_Your instructions_
Return each line holding the string "React".
_ _ _ _
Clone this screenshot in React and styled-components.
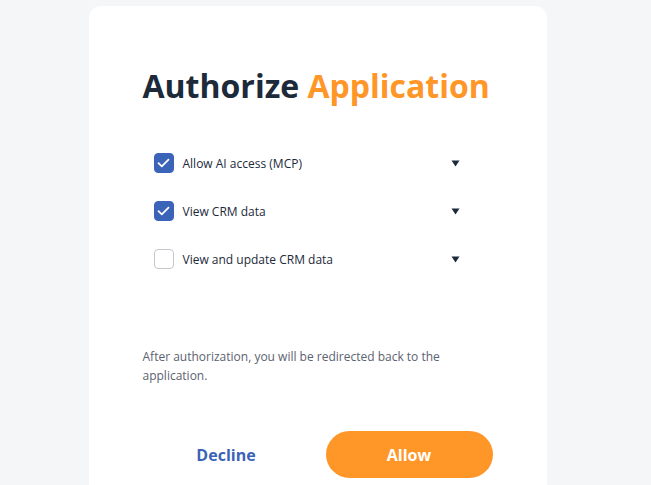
import React, { useState } from 'react';
import styled, { createGlobalStyle } from 'styled-components';

const GlobalStyle = createGlobalStyle`
	* {
		box-sizing: border-box;
	}
	body {
		margin: 0;
		background: #f5f6f8;
		font-family: 'Open Sans', 'Noto Sans', sans-serif;
	}
`;

const Page = styled.div`
	display: flex;
	align-items: flex-start;
	justify-content: center;
	padding: 6px 16px 0 0;
	height: 485px;
	overflow: hidden;
`;

const Card = styled.div`
	flex-shrink: 0;
	width: 458px;
	background: #fff;
	border-radius: 12px;
	padding: 58px 54px 80px;
`;

const Title = styled.h1`
	margin: 0;
	font-size: 32px;
	font-weight: 700;
	color: #1c2a3a;
	letter-spacing: 0;
	line-height: 44px;

	span {
		color: #ff9628;
	}
`;

const Scopes = styled.ul`
	list-style: none;
	margin: 45px 0 0;
	padding: 0 0 0 11px;
	display: flex;
	flex-direction: column;
	gap: 28px;
`;

const Scope = styled.li`
	display: flex;
	align-items: center;
	height: 20px;
	padding-right: 33px;
`;

const Box = styled.span`
	width: 20px;
	height: 20px;
	border-radius: 4px;
	flex-shrink: 0;
	display: flex;
	align-items: center;
	justify-content: center;
	cursor: pointer;
	background: ${(p) => (p.checked ? '#3b63b8' : '#fff')};
	border: 1px solid ${(p) => (p.checked ? '#3b63b8' : '#c4c7cc')};
`;

const Label = styled.span`
	flex: 1;
	margin-left: 9px;
	font-size: 12px;
	color: #1c2a3a;
`;

const Caret = styled.svg`
	width: 9px;
	height: 7px;
	flex-shrink: 0;
`;

const Note = styled.p`
	margin: 78px 0 0;
	font-size: 12px;
	line-height: 19px;
	color: #5b6270;
`;

const Actions = styled.div`
	display: flex;
	align-items: center;
	margin-top: 46px;
`;

const Button = styled.button`
	flex: 1;
	height: 47px;
	border: none;
	border-radius: 24px;
	font-family: inherit;
	font-size: 16px;
	font-weight: 700;
	cursor: pointer;
	background: ${(p) => (p.primary ? '#ff9628' : 'transparent')};
	color: ${(p) => (p.primary ? '#fff' : '#3b63b8')};
	margin-left: ${(p) => (p.primary ? '16px' : '0')};
`;

const scopes = [
	{ id: 'mcp', label: 'Allow AI access (MCP)', checked: true },
	{ id: 'crm-read', label: 'View CRM data', checked: true },
	{ id: 'crm-write', label: 'View and update CRM data', checked: false },
];

const App = () => {
	const [items, setItems] = useState(scopes);

	const toggle = (id) =>
		setItems(items.map((s) => (s.id === id ? { ...s, checked: !s.checked } : s)));

	return (
		<>
			<GlobalStyle />
			<Page>
				<Card>
					<Title>
						Authorize <span>Application</span>
					</Title>
					<Scopes>
						{items.map((s) => (
							<Scope key={s.id}>
								<Box checked={s.checked} onClick={() => toggle(s.id)}>
									{s.checked && (
										<svg width='13' height='10' viewBox='0 0 13 10'>
											<path
												d='M1.5 5.2 L4.8 8.3 L11.5 1.7'
												fill='none'
												stroke='#fff'
												strokeWidth='1.8'
												strokeLinecap='round'
												strokeLinejoin='round'
											/>
										</svg>
									)}
								</Box>
								<Label>{s.label}</Label>
								<Caret viewBox='0 0 9 7'>
									<path d='M0.5 0.5 H8.5 L4.5 6.5 Z' fill='#1c2a3a' />
								</Caret>
							</Scope>
						))}
					</Scopes>
					<Note>
						After authorization, you will be redirected back to the application.
					</Note>
					<Actions>
						<Button>Decline</Button>
						<Button primary>Allow</Button>
					</Actions>
				</Card>
			</Page>
		</>
	);
};

export default App;
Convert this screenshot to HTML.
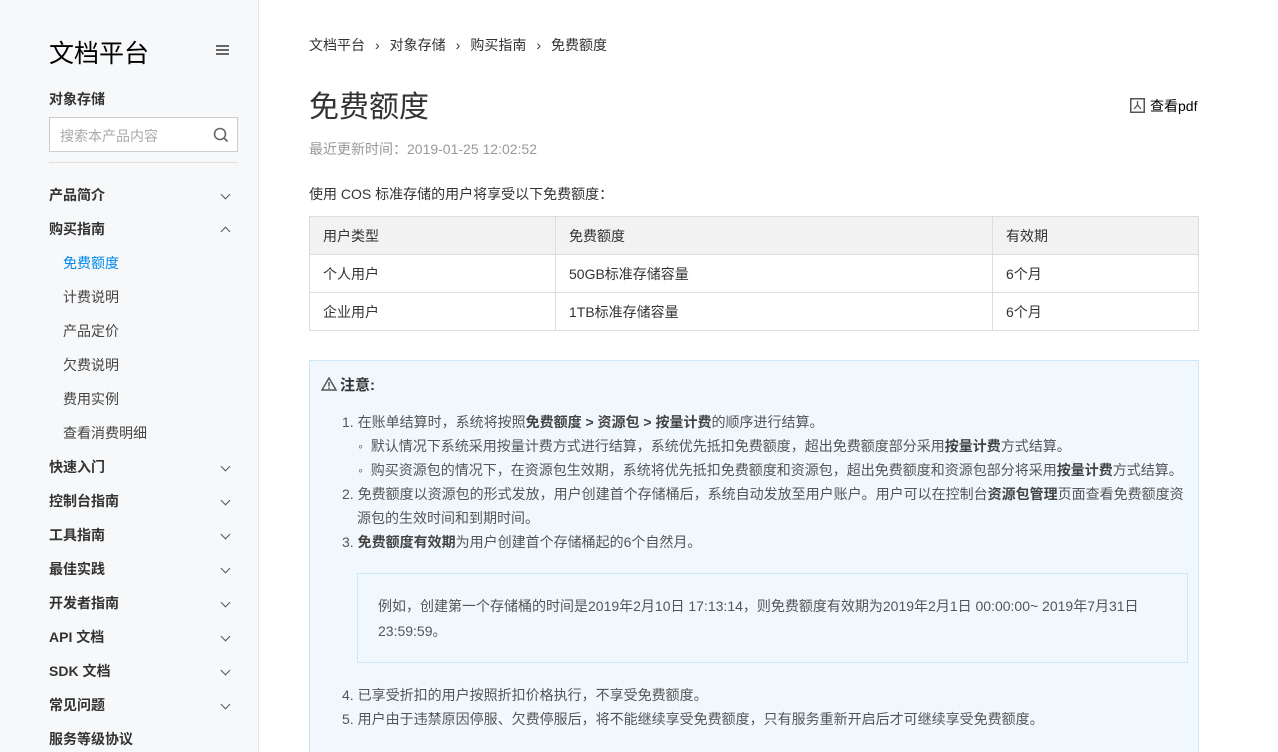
_ _ _ _
_Task answer_
Clone this screenshot in React and styled-components.
import React, { useState } from 'react';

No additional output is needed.